■ **DATA SEGMENT**
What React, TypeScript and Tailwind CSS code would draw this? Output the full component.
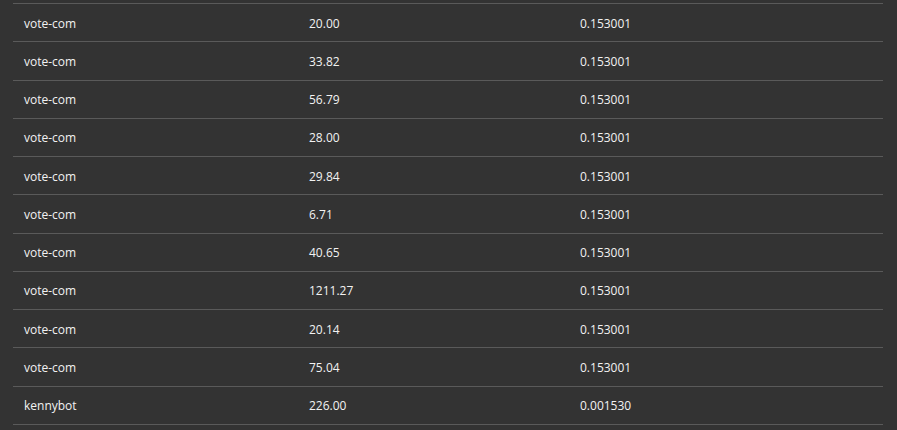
import React from 'react';

const rows: [string, string, string][] = [
  ['vote-com', '20.00', '0.153001'],
  ['vote-com', '33.82', '0.153001'],
  ['vote-com', '56.79', '0.153001'],
  ['vote-com', '28.00', '0.153001'],
  ['vote-com', '29.84', '0.153001'],
  ['vote-com', '6.71', '0.153001'],
  ['vote-com', '40.65', '0.153001'],
  ['vote-com', '1211.27', '0.153001'],
  ['vote-com', '20.14', '0.153001'],
  ['vote-com', '75.04', '0.153001'],
  ['kennybot', '226.00', '0.001530'],
];

export default function App() {
  return (
    <div
      className="w-[897px] h-[430px] overflow-hidden bg-[#333333] pt-[3px] px-[13px] text-[#f2f2f2] text-[12px]"
      style={{ fontFamily: '"Open Sans", "Noto Sans", sans-serif' }}
    >
      <div className="w-[870px] border-b border-[#5a5a5a]">
        {rows.map((r, i) => (
          <div
            key={i}
            className="grid grid-cols-[285px_271px_314px] items-center h-[38.27px] pt-[2px] border-t border-[#5a5a5a]"
          >
            <div className="pl-[11px]">{r[0]}</div>
            <div className="pl-[11px]">{r[1]}</div>
            <div className="pl-[11px]">{r[2]}</div>
          </div>
        ))}
      </div>
    </div>
  );
}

■ **PROBLEM REQUIREMENTS**
Every line of the data above should be quoted exactly. Omit the pictures.

■ **COMPLETED EXERCISE**
What React, TypeScript and Tailwind CSS code would draw this? Output the full component.
import React from 'react';

const rows: [string, string, string][] = [
  ['vote-com', '20.00', '0.153001'],
  ['vote-com', '33.82', '0.153001'],
  ['vote-com', '56.79', '0.153001'],
  ['vote-com', '28.00', '0.153001'],
  ['vote-com', '29.84', '0.153001'],
  ['vote-com', '6.71', '0.153001'],
  ['vote-com', '40.65', '0.153001'],
  ['vote-com', '1211.27', '0.153001'],
  ['vote-com', '20.14', '0.153001'],
  ['vote-com', '75.04', '0.153001'],
  ['kennybot', '226.00', '0.001530'],
];

export default function App() {
  return (
    <div
      className="w-[897px] h-[430px] overflow-hidden bg-[#333333] pt-[3px] px-[13px] text-[#f2f2f2] text-[12px]"
      style={{ fontFamily: '"Open Sans", "Noto Sans", sans-serif' }}
    >
      <div className="w-[870px] border-b border-[#5a5a5a]">
        {rows.map((r, i) => (
          <div
            key={i}
            className="grid grid-cols-[285px_271px_314px] items-center h-[38.27px] pt-[2px] border-t border-[#5a5a5a]"
          >
            <div className="pl-[11px]">{r[0]}</div>
            <div className="pl-[11px]">{r[1]}</div>
            <div className="pl-[11px]">{r[2]}</div>
          </div>
        ))}
      </div>
    </div>
  );
}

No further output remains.